El plato dulce que cierra el menú
en el Restaurante de Torrero es el chocolate con leche, yozu, mora y
garrapiñados. Se trata de un postre con características muy similares al muro
que traemos aquí. Un enorme colorido para un festival de formas y elementos
distintos. Nada tiene sentido ni valor en el plato si aislamos y tomamos cada
una de las partes independientemente del resto. Pero todo se transforma si
cometemos la osadía de atacar el plato, romperlo, mezclarlo, machacarlo hasta
que no quede piedra sobre piedra. Entonces el sentido del plato adquiere otra
dimensión.

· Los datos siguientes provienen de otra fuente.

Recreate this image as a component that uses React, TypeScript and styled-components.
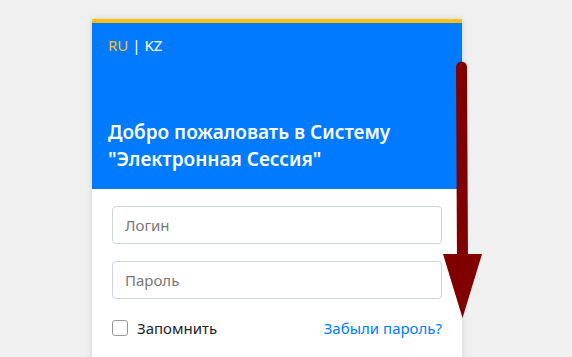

El subidón que causa el festival de contrastes sólo es comparable al
que provoca el azúcar al diluirse en la sangre. A nadie en su cabales se le
ocurriría integrar chocolates, frutos rojos, secos y caramelo de mandarina, que
es, definitivamente a lo que sabe yozu. Una exhaltación del totum revolutum en
un menú que, recordemos comenzó con un argumento totalmente opuesto. Por eso en
pocas mesas se puede disfrutar de una sensación así. Todo encaja porque sí. No
busquemos razones gustativas porque no las hay. La violencia de todos estos
elementos luchando en la boca produce resultados alucinatorios.
La sensación que me llevo de esta
última visita es la de haberme encontrado con un cocinero con más recorrido y
riqueza. Experimenta con nuevas influencias. Se aventura por rumbos tan
peligrosos como productivos. El abanico del repertorio se abre al mundo, que es
la única manera de evolucionar posible. Habrá fracasos que deberá corregir,
momentos de incertidumbre que soportar, pero mientras evite a los dos enemigos
mortales del arte el camino hacia el Parnaso está asegurado. El aburrimiento y
la satisfacción son los peligros a los que se debe vencer. Y no es tarea fácil,
pues se debe luchar permanentemente contra ellos en una batalla abierta, unas
veces a golpe de sartén y otros con el bote de spray Montana en la mano. El
caso es vomitar colores hasta el final.